**Extracted entries:**

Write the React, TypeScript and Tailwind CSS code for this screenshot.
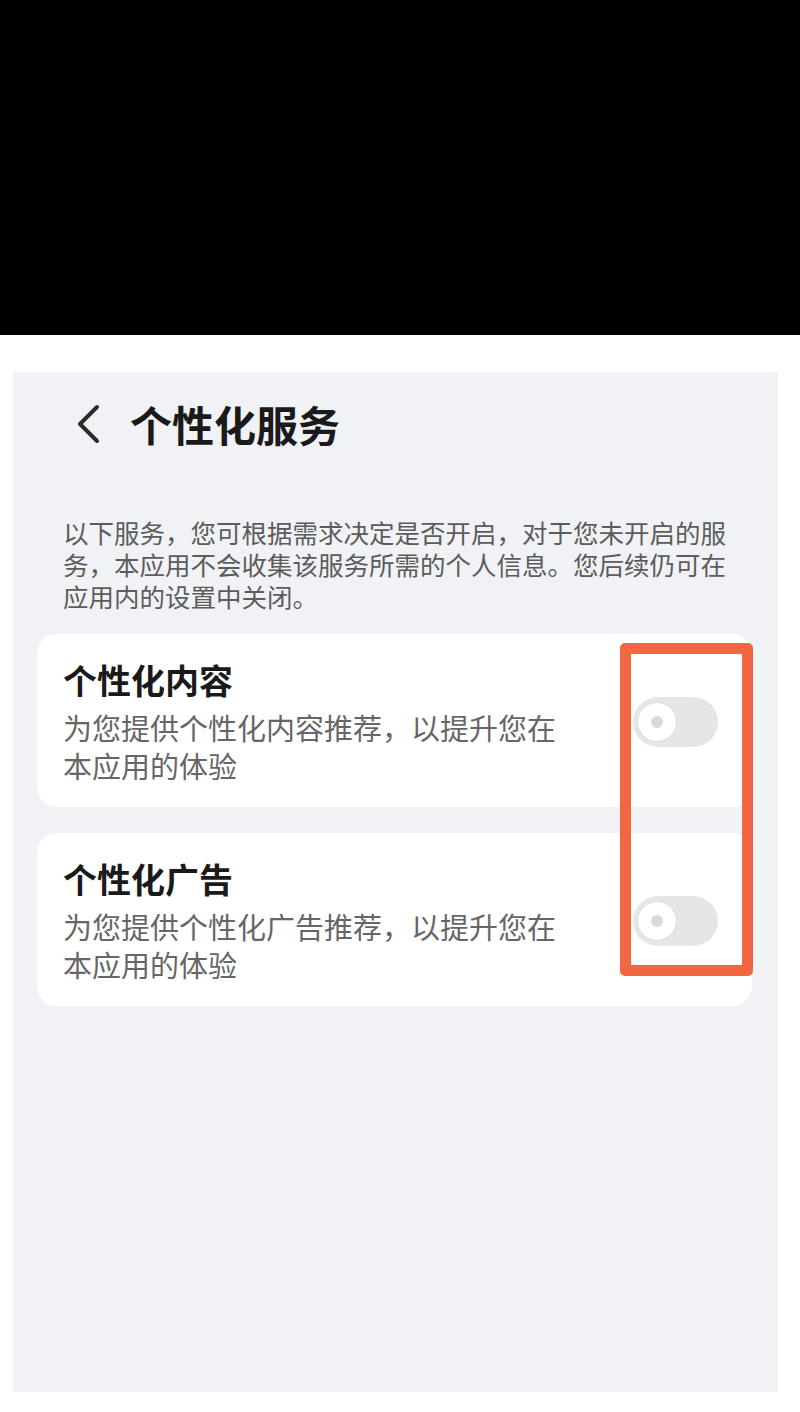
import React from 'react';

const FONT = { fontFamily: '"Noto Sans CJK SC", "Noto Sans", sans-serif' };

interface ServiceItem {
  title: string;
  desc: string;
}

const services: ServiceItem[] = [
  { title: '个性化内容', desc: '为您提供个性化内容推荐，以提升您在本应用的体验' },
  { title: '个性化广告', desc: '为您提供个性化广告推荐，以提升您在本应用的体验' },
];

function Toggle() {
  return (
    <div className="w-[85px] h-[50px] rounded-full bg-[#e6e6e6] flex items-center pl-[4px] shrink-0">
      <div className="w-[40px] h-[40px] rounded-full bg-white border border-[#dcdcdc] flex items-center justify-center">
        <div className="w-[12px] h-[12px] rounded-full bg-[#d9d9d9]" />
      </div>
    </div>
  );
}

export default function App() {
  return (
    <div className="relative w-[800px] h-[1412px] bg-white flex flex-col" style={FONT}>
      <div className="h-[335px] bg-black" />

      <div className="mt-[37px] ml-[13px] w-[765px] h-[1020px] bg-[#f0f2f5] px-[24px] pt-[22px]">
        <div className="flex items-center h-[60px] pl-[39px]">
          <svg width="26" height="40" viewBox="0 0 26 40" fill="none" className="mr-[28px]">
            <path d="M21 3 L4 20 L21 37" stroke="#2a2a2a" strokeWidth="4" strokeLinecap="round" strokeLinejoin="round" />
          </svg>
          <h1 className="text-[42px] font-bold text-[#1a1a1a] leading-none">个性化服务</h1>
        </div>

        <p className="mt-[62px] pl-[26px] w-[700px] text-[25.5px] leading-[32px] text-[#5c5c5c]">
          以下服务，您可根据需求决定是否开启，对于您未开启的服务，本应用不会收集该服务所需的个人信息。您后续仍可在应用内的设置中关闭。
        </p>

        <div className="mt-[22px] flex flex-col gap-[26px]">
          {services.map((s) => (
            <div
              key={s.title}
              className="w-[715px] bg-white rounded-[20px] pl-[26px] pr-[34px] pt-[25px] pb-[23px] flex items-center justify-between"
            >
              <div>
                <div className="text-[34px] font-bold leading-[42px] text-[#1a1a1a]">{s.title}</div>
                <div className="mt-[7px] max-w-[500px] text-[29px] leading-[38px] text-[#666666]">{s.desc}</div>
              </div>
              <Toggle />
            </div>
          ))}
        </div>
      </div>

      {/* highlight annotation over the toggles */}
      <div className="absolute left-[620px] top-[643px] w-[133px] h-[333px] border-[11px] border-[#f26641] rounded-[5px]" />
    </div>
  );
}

==

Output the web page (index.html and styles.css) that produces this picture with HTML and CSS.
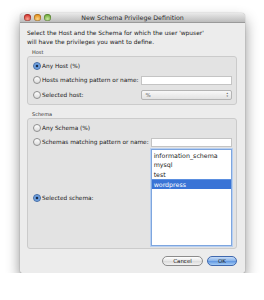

==

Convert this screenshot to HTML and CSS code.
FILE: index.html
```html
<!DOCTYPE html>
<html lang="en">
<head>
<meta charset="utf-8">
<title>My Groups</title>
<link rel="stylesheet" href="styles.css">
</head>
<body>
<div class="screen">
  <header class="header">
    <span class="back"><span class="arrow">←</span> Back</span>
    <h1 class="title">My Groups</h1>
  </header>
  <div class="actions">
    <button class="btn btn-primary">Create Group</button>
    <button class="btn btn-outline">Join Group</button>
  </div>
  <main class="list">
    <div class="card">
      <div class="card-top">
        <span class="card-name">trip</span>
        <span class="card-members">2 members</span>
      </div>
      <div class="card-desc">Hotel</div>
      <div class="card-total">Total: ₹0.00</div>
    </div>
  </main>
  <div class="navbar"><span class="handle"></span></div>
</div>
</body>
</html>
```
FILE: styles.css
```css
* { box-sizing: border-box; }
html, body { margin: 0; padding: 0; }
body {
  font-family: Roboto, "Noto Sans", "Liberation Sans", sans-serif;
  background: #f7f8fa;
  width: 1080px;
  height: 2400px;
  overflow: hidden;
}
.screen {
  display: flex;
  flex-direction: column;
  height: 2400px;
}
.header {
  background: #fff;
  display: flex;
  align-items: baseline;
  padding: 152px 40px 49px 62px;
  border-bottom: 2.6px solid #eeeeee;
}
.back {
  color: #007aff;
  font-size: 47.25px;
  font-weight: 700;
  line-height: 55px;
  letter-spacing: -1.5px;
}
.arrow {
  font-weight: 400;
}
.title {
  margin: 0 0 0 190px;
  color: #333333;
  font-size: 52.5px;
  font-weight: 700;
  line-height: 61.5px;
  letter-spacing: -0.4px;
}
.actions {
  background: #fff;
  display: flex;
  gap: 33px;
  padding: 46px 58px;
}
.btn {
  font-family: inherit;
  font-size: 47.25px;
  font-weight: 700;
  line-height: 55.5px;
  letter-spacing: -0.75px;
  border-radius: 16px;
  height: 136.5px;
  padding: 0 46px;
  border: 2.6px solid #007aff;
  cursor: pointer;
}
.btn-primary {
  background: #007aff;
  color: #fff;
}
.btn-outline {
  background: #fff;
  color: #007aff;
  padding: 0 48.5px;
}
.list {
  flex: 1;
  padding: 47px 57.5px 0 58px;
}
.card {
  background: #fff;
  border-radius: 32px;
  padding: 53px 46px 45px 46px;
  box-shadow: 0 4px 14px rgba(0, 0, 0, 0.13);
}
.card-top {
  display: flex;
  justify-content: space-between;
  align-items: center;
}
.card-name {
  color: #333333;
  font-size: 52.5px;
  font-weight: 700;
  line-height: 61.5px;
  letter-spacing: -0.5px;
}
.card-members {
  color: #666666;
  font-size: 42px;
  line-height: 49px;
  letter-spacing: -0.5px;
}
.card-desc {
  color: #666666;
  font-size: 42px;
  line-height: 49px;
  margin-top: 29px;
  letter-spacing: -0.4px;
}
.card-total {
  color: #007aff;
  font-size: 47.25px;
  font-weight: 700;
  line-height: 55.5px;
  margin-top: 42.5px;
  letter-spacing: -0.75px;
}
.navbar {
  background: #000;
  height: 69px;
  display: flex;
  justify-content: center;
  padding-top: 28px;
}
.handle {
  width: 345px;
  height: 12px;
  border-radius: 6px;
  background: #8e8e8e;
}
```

**The request:** Pull out each line containing the word "code" and copy it.

**Written response:**
Write the React, TypeScript and Tailwind CSS code for this screenshot.
Convert this screenshot to HTML and CSS code.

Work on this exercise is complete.